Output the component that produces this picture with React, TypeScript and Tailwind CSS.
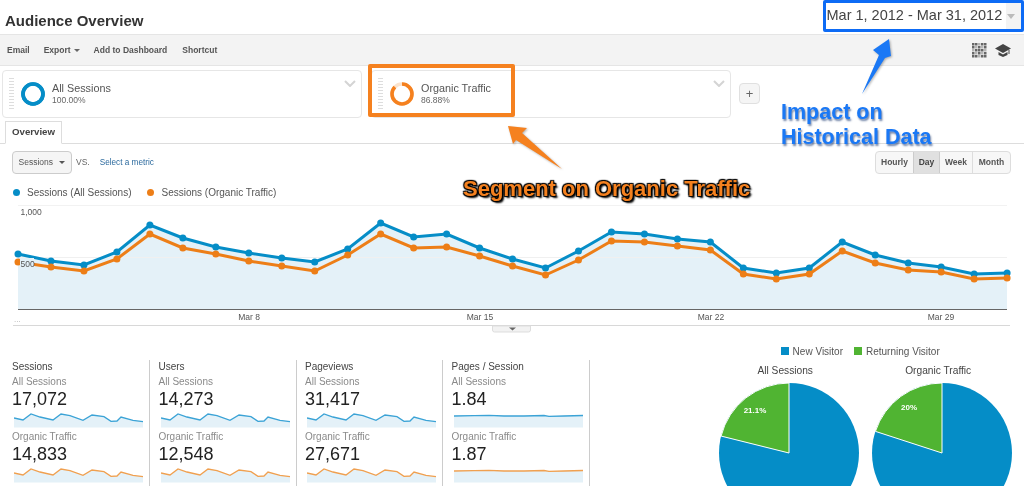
const BLUE = "#058dc7";
const ORANGE = "#ed7e17";

const BLUE_Y = [254, 261, 265, 252, 225, 238, 247, 253, 258, 262, 249, 223, 237, 234, 248, 259, 268, 251, 232, 234, 239, 242, 268, 273, 268, 242, 255, 263, 267, 274, 273];
const ORANGE_Y = [262, 267, 271, 259, 234, 248, 254, 261, 266, 271, 255, 234, 248, 247, 256, 266, 275, 260, 241, 242, 246, 250, 274, 279, 274, 251, 263, 270, 272, 279, 278];

const SPARK: [number, number][] = [[0, 5], [9, 7], [17, 1], [26, 4], [39, 7], [47, 1], [56, 2.7], [69, 7.3], [78, 2], [90, 3.700], [97, 8.3], [103, 8], [107, 4], [119, 7.3], [129, 8.7]];
const FLAT: [number, number][] = [[0, 3], [20, 2.7], [35, 2.3], [50, 3], [70, 3], [90, 2.5], [95, 3.3], [110, 3], [129, 2.5]];

const METRICS = [
  { title: "Sessions", all: "17,072", organic: "14,833", data: SPARK },
  { title: "Users", all: "14,273", organic: "12,548", data: SPARK },
  { title: "Pageviews", all: "31,417", organic: "27,671", data: SPARK },
  { title: "Pages / Session", all: "1.84", organic: "1.87", data: FLAT },
];

// dots of the little grid icon in the toolbar, 0 means a lighter one
const QR = [1, 1, 0, 1, 1, 1, 0, 1, 0, 1, 0, 1, 1, 1, 0, 1, 0, 1, 0, 1, 1, 1, 0, 1, 1];

function xAt(i: number) {
  return 18 + i * 32.97;
}

function points(ys: number[]) {
  return ys.map((y, i) => `${xAt(i)},${y - 205}`).join(" ");
}

function Spark({ data, color }: { data: [number, number][]; color: string }) {
  const line = data.map(([x, y]) => `${x},${y}`).join(" ");
  return (
    <svg width="130" height="15" className="block ml-[2px]">
      <polygon points={`0,14.500 ${line} 129,14.500`} fill="#e4f1f8" />
      <polyline points={line} fill="none" stroke={color} strokeWidth="1.3" />
    </svg>
  );
}

function MetricColumn({ title, all, organic, data }: (typeof METRICS)[number]) {
  return (
    <div className="w-[146.5px] border-r border-[#cccccc] pl-[8.5px] h-[126px]">
      <div className="text-[10px] leading-[14px] text-[#444444]">{title}</div>
      <div className="text-[10px] leading-[16px] text-[#8a8a8a]">All Sessions</div>
      <div className="text-[18px] leading-[18px] text-[#222222]">{all}</div>
      <div className="mt-[5px]">
        <Spark data={data} color="#3ba3d6" />
      </div>
      <div className="mt-[1px] text-[10px] leading-[16px] text-[#8a8a8a]">Organic Traffic</div>
      <div className="text-[18px] leading-[18px] text-[#222222]">{organic}</div>
      <div className="mt-[5px]">
        <Spark data={data} color="#f0a050" />
      </div>
    </div>
  );
}

function Donut({ color, share }: { color: string; share: number }) {
  const c = 2 * Math.PI * 10;
  return (
    <svg width="26" height="26" viewBox="0 0 26 26" className="shrink-0">
      <circle cx="13" cy="13" r="10" fill="none" stroke={share < 1 ? "#fbe3cd" : color} strokeWidth="3.6" />
      <circle
        cx="13"
        cy="13"
        r="10"
        fill="none"
        stroke={color}
        strokeWidth="3.6"
        strokeDasharray={`${c * share} ${c}`}
        transform="rotate(-90 13 13)"
      />
    </svg>
  );
}

function SegmentCard({ name, pct, color, share }: { name: string; pct: string; color: string; share: number }) {
  return (
    <div className="relative w-[360px] h-[48px] border border-[#e6e6e6] rounded-sm flex items-center pl-[6px] gap-[5.5px]">
      <div className="w-[5px] h-[32px] bg-[repeating-linear-gradient(to_bottom,#dddddd_0,#dddddd_1px,transparent_1px,transparent_3px)]" />
      <Donut color={color} share={share} />
      <div className="ml-[1px]">
        <div className="text-[10.8px] leading-[13px] text-[#555555]">{name}</div>
        <div className="text-[8.5px] leading-[11px] text-[#666666]">{pct}</div>
      </div>
      <svg width="12" height="7" className="absolute right-[5px] top-[9px]">
        <path d="M1 1l5 5 5-5" fill="none" stroke="#d4d4d4" strokeWidth="2" />
      </svg>
    </div>
  );
}

function Pie({ title, angle, label, lx, ly }: { title: string; angle: number; label: string; lx: string; ly: string }) {
  const r = 70;
  const a = (angle * Math.PI) / 180;
  const x = 70 - r * Math.sin(a);
  const y = 70 - r * Math.cos(a);
  return (
    <div className="w-[153px] flex flex-col items-center">
      <div className="text-[10.2px] leading-[13px] text-[#444444] mb-[5px] mr-[7px]">{title}</div>
      <svg width="142" height="142" viewBox="-1 -1 142 142" className="shrink-0">
        <circle cx="70" cy="70" r={r} fill={BLUE} />
        <path d={`M70 70L70 0A70 70 0 0 0 ${x} ${y}Z`} fill="#50b432" stroke="#ffffff" strokeWidth="1" />
        <text x={lx} y={ly} fill="#ffffff" fontSize="8" fontWeight="700" textAnchor="middle">
          {label}
        </text>
      </svg>
    </div>
  );
}

export default function App() {
  return (
    <div className="relative w-[1024px] h-[486px] overflow-hidden bg-white font-['Liberation_Sans',Arial,sans-serif] blur-[0.4px]">
      {/* header */}
      <div className="h-[35px] flex items-center pl-[5px] pt-[8px] border-b border-[#e5e5e5]">
        <h1 className="text-[15px] font-bold text-[#333333]">Audience Overview</h1>
      </div>

      {/* toolbar */}
      <div className="h-[31px] bg-[#f3f3f3] border-b border-[#e5e5e5] flex items-center pl-[7px] pr-[13px] text-[8.5px] font-bold text-[#555555]">
        <span>Email</span>
        <span className="ml-[14px]">Export</span>
        <span className="ml-[3px] border-x-[3px] border-t-[3px] border-x-transparent border-t-[#666666]" />
        <span className="ml-[14px]">Add to Dashboard</span>
        <span className="ml-[15px]">Shortcut</span>
        <svg width="15" height="15" viewBox="0 0 15 15" className="ml-auto">
          {QR.map((on, i) => (
            <rect
              key={i}
              x={(i % 5) * 3}
              y={Math.floor(i / 5) * 3}
              width="2.500"
              height="2.500"
              fill={on ? "#666666" : "#b5b5b5"}
            />
          ))}
        </svg>
        <svg width="16" height="13" viewBox="0 0 16 13" className="ml-[8px]">
          <path d="M0 4.500L8 0l8 4.500-8 4.500zM3.500 8l4.500 2.500L12.500 8v3L8 13l-4.500-2z" fill="#444444" />
          <path d="M14 6v4" stroke="#444444" strokeWidth="1" />
        </svg>
      </div>

      {/* segments */}
      <div className="h-[55px] pt-[4px] pl-[2px] flex items-start">
        <SegmentCard name="All Sessions" pct="100.00%" color="#058dc7" share={1} />
        <div className="w-[9px]" />
        <SegmentCard name="Organic Traffic" pct="86.88%" color="#f5811f" share={0.8688} />
        <button className="ml-[8px] mt-[13px] w-[21px] h-[21px] border border-[#e0e0e0] bg-[#f5f5f5] rounded-sm text-[13px] leading-[18px] text-[#666666]">
          +
        </button>
      </div>

      {/* tabs */}
      <div className="h-[23px] pl-[5px] border-b border-[#dddddd] flex">
        <div className="w-[57px] h-[23px] border border-b-white border-[#dddddd] text-center text-[9.7px] font-bold leading-[20px] text-[#444444] bg-white">
          Overview
        </div>
      </div>

      {/* chart controls */}
      <div className="h-[30px] pt-[7px] pl-[12px] pr-[13px] flex items-start">
        <div className="w-[60px] h-[23px] border border-[#cccccc] rounded-sm bg-[#f5f5f5] flex items-center justify-between pl-[5.5px] pr-[6px] text-[8.5px] text-[#555555]">
          Sessions
          <span className="border-x-[3px] border-t-[3px] border-x-transparent border-t-[#555555]" />
        </div>
        <span className="ml-[4px] mt-[5px] text-[8.5px] text-[#666666]">VS.</span>
        <span className="ml-[10px] mt-[6px] text-[8.2px] text-[#2c6a9e]">Select a metric</span>
        <div className="ml-auto flex h-[23px] border border-[#dddddd] rounded-sm bg-[#f7f7f7] text-[8.5px] font-bold text-[#555555] leading-[21px] text-center">
          <span className="w-[37px]">Hourly</span>
          <span className="w-[27px] bg-[#e0e0e0] border-x border-[#cccccc] text-[#444444]">Day</span>
          <span className="w-[33px] border-r border-[#dddddd]">Week</span>
          <span className="w-[37px]">Month</span>
        </div>
      </div>

      {/* legend */}
      <div className="h-[31px] flex items-center gap-[16px] pl-[13px] pt-[6px] text-[10px] text-[#555555]">
        <span className="flex items-center gap-[7px]">
          <span className="w-[7px] h-[7px] rounded-full bg-[#058dc7]" />
          Sessions (All Sessions)
        </span>
        <span className="flex items-center gap-[7px]">
          <span className="w-[7px] h-[7px] rounded-full bg-[#ed7e17]" />
          Sessions (Organic Traffic)
        </span>
      </div>

      {/* main chart */}
      <svg width="1024" height="128" className="block">
        <line x1="18" x2="1007" y1="0.500" y2="0.500" stroke="#f2f2f2" />
        <polygon points={`18,104 ${points(BLUE_Y)} 1007,104`} fill="#e4f1f8" />
        <line x1="18" x2="1007" y1="52.500" y2="52.500" stroke="#f0f0f0" />
        <line x1="18" x2="1007" y1="104.500" y2="104.500" stroke="#666666" />
        <polyline points={points(BLUE_Y)} fill="none" stroke={BLUE} strokeWidth="3" />
        {BLUE_Y.map((y, i) => (
          <circle key={i} cx={xAt(i)} cy={y - 205} r="3.500" fill={BLUE} />
        ))}
        <polyline points={points(ORANGE_Y)} fill="none" stroke={ORANGE} strokeWidth="3" />
        {ORANGE_Y.map((y, i) => (
          <circle key={i} cx={xAt(i)} cy={y - 205} r="3.500" fill={ORANGE} />
        ))}
        <rect x="20" y="53" width="14" height="12" fill="#e4f1f8" />
        <text x="20.500" y="10" fontSize="8.500" fill="#555555">1,000</text>
        <text x="20.500" y="62" fontSize="8.500" fill="#555555">500</text>
        <text x="14" y="117" fontSize="8" fill="#aaaaaa">...</text>
        <g fontSize="8.500" fill="#555555" textAnchor="middle">
          <text x="249" y="115">Mar 8</text>
          <text x="480" y="115">Mar 15</text>
          <text x="711" y="115">Mar 22</text>
          <text x="941" y="115">Mar 29</text>
        </g>
        <line x1="13" x2="1010" y1="120.500" y2="120.500" stroke="#d8d8d8" />
        <path d="M492.500 121h38v4a2 2 0 0 1-2 2h-34a2 2 0 0 1-2-2z" fill="#f2f2f2" stroke="#dddddd" />
        <path d="M509 122.500h7l-3.500 3z" fill="#666666" />
      </svg>

      {/* metrics and pies */}
      <div className="flex pt-[27px] pl-[3.5px]">
        <div className="flex w-[586px]">
          {METRICS.map((m) => (
            <MetricColumn key={m.title} {...m} />
          ))}
        </div>
        <div className="ml-[122.7px] flex flex-col -mt-[16px]">
          <div className="flex justify-center items-center gap-[11px] text-[10px] text-[#555555] h-[14px] w-[306px] mb-[6px] pr-[10px]">
            <span className="flex items-center gap-[4px]">
              <span className="w-[8px] h-[8px] bg-[#058dc7]" />
              New Visitor
            </span>
            <span className="flex items-center gap-[4px]">
              <span className="w-[8px] h-[8px] bg-[#50b432]" />
              Returning Visitor
            </span>
          </div>
          <div className="flex">
            <Pie title="All Sessions" angle={76} label="21.1%" lx="36" ly="30" />
            <Pie title="Organic Traffic" angle={72} label="20%" lx="37" ly="27" />
          </div>
        </div>
      </div>

      {/* annotations drawn over the screenshot */}
      <div className="absolute left-[368px] top-[64px] w-[147px] h-[53px] border-[4px] border-[#f5811f] rounded-[2px]" />
      <div className="absolute left-[823px] top-0 w-[201px] h-[32px] border-[3.5px] border-[#0d6bf5] rounded-[2px] bg-white flex items-center pl-[0.5px]">
        <span className="text-[14.5px] text-[#444444] whitespace-nowrap">Mar 1, 2012 - Mar 31, 2012</span>
        <span className="absolute right-0 top-0 w-[15.5px] h-full bg-[#f3f3f3] flex items-center pl-[1.5px]">
          <span className="border-x-[4.5px] border-t-[5px] border-x-transparent border-t-[#bbbbbb]" />
        </span>
      </div>
      <svg width="1024" height="486" className="absolute inset-0 pointer-events-none drop-shadow-[1px_1px_1px_rgba(0,0,0,0.3)]">
        <polygon points="889,39 891,56 885,58 862,94 879,55 873,50" fill="#1a78f5" />
        <polygon points="508,126 527,128 522,133 562,169 516,140 513,144" fill="#f5811f" />
      </svg>
      <div className="absolute left-[781px] top-[100px] text-[21.5px] leading-[25px] font-bold text-[#1a78f5] whitespace-nowrap [text-shadow:1px_2px_2px_rgba(16,48,106,0.6)]">
        Impact on
        <br />
        Historical Data
      </div>
      <div className="absolute left-[463px] top-[177px] text-[22px] leading-[24px] font-bold text-[#f5811f] whitespace-nowrap [text-shadow:1px_1px_1px_#000,-1px_-1px_1px_#000,1px_-1px_1px_#000,-1px_1px_1px_#000,2px_2px_2px_#000]">
        Segment on Organic Traffic
      </div>
    </div>
  );
}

________________________________________

→ WHAT THE TASK REQUIRES:
Please take the lines from the beginning of the data above through the line holding "1, 1, 0, 1, 1];" and transcribe them exactly, without any pictures.

→ TASK RESULT:
Output the component that produces this picture with React, TypeScript and Tailwind CSS.
const BLUE = "#058dc7";
const ORANGE = "#ed7e17";

const BLUE_Y = [254, 261, 265, 252, 225, 238, 247, 253, 258, 262, 249, 223, 237, 234, 248, 259, 268, 251, 232, 234, 239, 242, 268, 273, 268, 242, 255, 263, 267, 274, 273];
const ORANGE_Y = [262, 267, 271, 259, 234, 248, 254, 261, 266, 271, 255, 234, 248, 247, 256, 266, 275, 260, 241, 242, 246, 250, 274, 279, 274, 251, 263, 270, 272, 279, 278];

const SPARK: [number, number][] = [[0, 5], [9, 7], [17, 1], [26, 4], [39, 7], [47, 1], [56, 2.7], [69, 7.3], [78, 2], [90, 3.700], [97, 8.3], [103, 8], [107, 4], [119, 7.3], [129, 8.7]];
const FLAT: [number, number][] = [[0, 3], [20, 2.7], [35, 2.3], [50, 3], [70, 3], [90, 2.5], [95, 3.3], [110, 3], [129, 2.5]];

const METRICS = [
  { title: "Sessions", all: "17,072", organic: "14,833", data: SPARK },
  { title: "Users", all: "14,273", organic: "12,548", data: SPARK },
  { title: "Pageviews", all: "31,417", organic: "27,671", data: SPARK },
  { title: "Pages / Session", all: "1.84", organic: "1.87", data: FLAT },
];

// dots of the little grid icon in the toolbar, 0 means a lighter one
const QR = [1, 1, 0, 1, 1, 1, 0, 1, 0, 1, 0, 1, 1, 1, 0, 1, 0, 1, 0, 1, 1, 1, 0, 1, 1];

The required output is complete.